The extension technique allows developers to extend the functionality of one module in another (e.g. they can modify forms or classes created in another module). This mechanism makes the solutions you create much more modular.
The platform tries, whenever possible, to perform all operations asynchronously (i.e. return control to the user before the operation completes), including most input operations and handling of local events.
Polymorphism and aggregations
The platform supports inheritance (including multiple inheritance) and polymorphism (including multiple polymorphism). And, if inheritance isn't enough for you for whatever reason, the platform also provides an aggregation mechanism that, together with inheritance, allows you to implement almost any polymorphic logic.
In almost all cases, the user gets lots of features right out of the box, including quick editing of any visible data and any visible objects (bulk editing), copy and paste (e.g. to/from Excel), merging/canceling/saving changes, and other WYSIWYG features.
Within any string literal (e.g. an element title or string constant) the platform allows the use of IDs (in brackets) to which you can then assign different texts for different languages.

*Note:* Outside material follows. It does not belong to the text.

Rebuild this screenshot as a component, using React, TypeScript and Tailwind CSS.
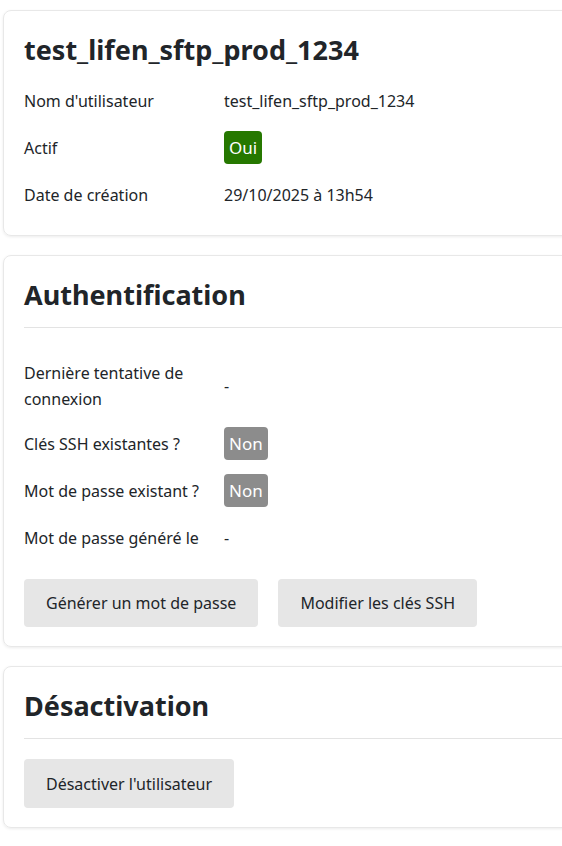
import React from "react";

const font = { fontFamily: '"Segoe UI", "Noto Sans", "Open Sans", sans-serif' };

function Row({ label, children, tall }: { label: React.ReactNode; children: React.ReactNode; tall?: boolean }) {
  return (
    <div className={`flex items-center ${tall ? "h-[69px]" : "h-[47px]"}`}>
      <div className="w-[200px] shrink-0 pr-4 leading-[26px]">{label}</div>
      <div className="leading-[26px]">{children}</div>
    </div>
  );
}

function Badge({ children, green }: { children: React.ReactNode; green?: boolean }) {
  return (
    <span
      className={`inline-flex h-[33px] items-center rounded-[4px] px-[5px] text-[17px] text-white ${
        green ? "bg-[#267800]" : "bg-[#8c8c8c]"
      }`}
    >
      {children}
    </span>
  );
}

function Button({ children }: { children: React.ReactNode }) {
  return (
    <button className="h-[48px] rounded-[4px] bg-[#e6e6e6] px-[22px] text-[16px] text-[#212529]">
      {children}
    </button>
  );
}

export default function App() {
  return (
    <div className="min-h-screen w-full overflow-hidden bg-white pl-[3px] pt-[10px] text-[16px] text-[#212529]" style={font}>
      <div className="flex w-[620px] flex-col gap-[19px]">
        <section className="rounded-[8px] border border-[#e8e8e8] px-5 pb-[17px] pt-5 shadow-[0_1px_3px_rgba(0,0,0,0.08)]">
          <h1 className="mb-2 flex h-[38px] items-center text-[27px] font-bold">test_lifen_sftp_prod_1234</h1>
          <Row label="Nom d'utilisateur">test_lifen_sftp_prod_1234</Row>
          <Row label="Actif">
            <Badge green>Oui</Badge>
          </Row>
          <Row label="Date de création">29/10/2025 à 13h54</Row>
        </section>

        <section className="rounded-[8px] border border-[#e8e8e8] px-5 pb-[19px] pt-5 shadow-[0_1px_3px_rgba(0,0,0,0.08)]">
          <h2 className="flex h-[38px] items-center text-[27px] font-bold">Authentification</h2>
          <div className="mt-[13px] border-t border-[#e3e3e3]" />
          <div className="mt-[23px]">
            <Row tall label={<>Dernière tentative de<br />connexion</>}>-</Row>
            <Row label="Clés SSH existantes ?">
              <Badge>Non</Badge>
            </Row>
            <Row label="Mot de passe existant ?">
              <Badge>Non</Badge>
            </Row>
            <Row label="Mot de passe généré le">-</Row>
          </div>
          <div className="mt-[18px] flex gap-5">
            <Button>Générer un mot de passe</Button>
            <Button>Modifier les clés SSH</Button>
          </div>
        </section>

        <section className="rounded-[8px] border border-[#e8e8e8] px-5 pb-[19px] pt-5 shadow-[0_1px_3px_rgba(0,0,0,0.08)]">
          <h2 className="flex h-[38px] items-center text-[27px] font-bold">Désactivation</h2>
          <div className="mt-[13px] border-t border-[#e3e3e3]" />
          <div className="mt-[20px] flex">
            <button className="h-[49px] rounded-[4px] bg-[#e6e6e6] px-[22px] text-[16px] text-[#212529]">
              Désactiver l'utilisateur
            </button>
          </div>
        </section>
      </div>
    </div>
  );
}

Accordingly, when accessing this literal, the platform automatically localizes it depending on the language settings of the target user.
The platform allows users to change any previously-entered data (e.g. to fix input errors) and only updates the data that is actually needed without thousands of related reversal operations, long reposting, or global database locks. In addition, the platform allows the simultaneous editing of the same data (e.g. the same document), which is useful for teamwork and rapidly inputting large amounts of data.
Advanced tools for administrators
The platform provides a complete set of administration tools for systems that are already running: interpreter (executes lsFusion code), process monitor (receives detailed information about processes that are running, e.g. call start time, stack, user, etc.), scheduler (executes periodic or scheduled actions), profiler (measures the performance of all actions executed for all/given users, e.g. builds a graph of calls, sharing time between the application server and the database server, etc.), messenger (for internal notifications/communication with users in the system), and numerous logs (connections, errors, etc.).
Advanced interactive UIs
When interacting with a user, the platform can display any data not only as individual objects and lists, but also as trees, both flat ("nested") and recursive (e.g. classifiers). In addition, the platform allows you to group various form blocks into folders (tabs) for structuring large quantities of data. When the data is not visible to the user, it is not read/calculated (e.g. all lists are dynamic by default, i.e. only a limited number of objects are read initially, while the rest of them are read as the current object in the table is changed).
A flexible security policy allows you to define data access restrictions for both individual forms and specific actions/indicators. Then users won't be able to see this data or even know that it exists.
Open source code
The open source code of the platform and IDE allows developers to study the internal mechanisms of the platform independently, create pull requests or custom builds, and license their own solutions for use in case of strict security requirements.
Deep user customization
Users can customize any form, e.g. add custom selections and sorting rules or add/remove/reorder columns, and also perform basic analysis such as grouping visible data or calculating sums/maximums and other aggregated indicators. In addition to the UI settings, users can also add logging, fill-in control, or notifications about any data changes (including calculated data).
The platform is licensed under LGPL v3, which allows you to freely use, distribute, and modify the platform as you wish.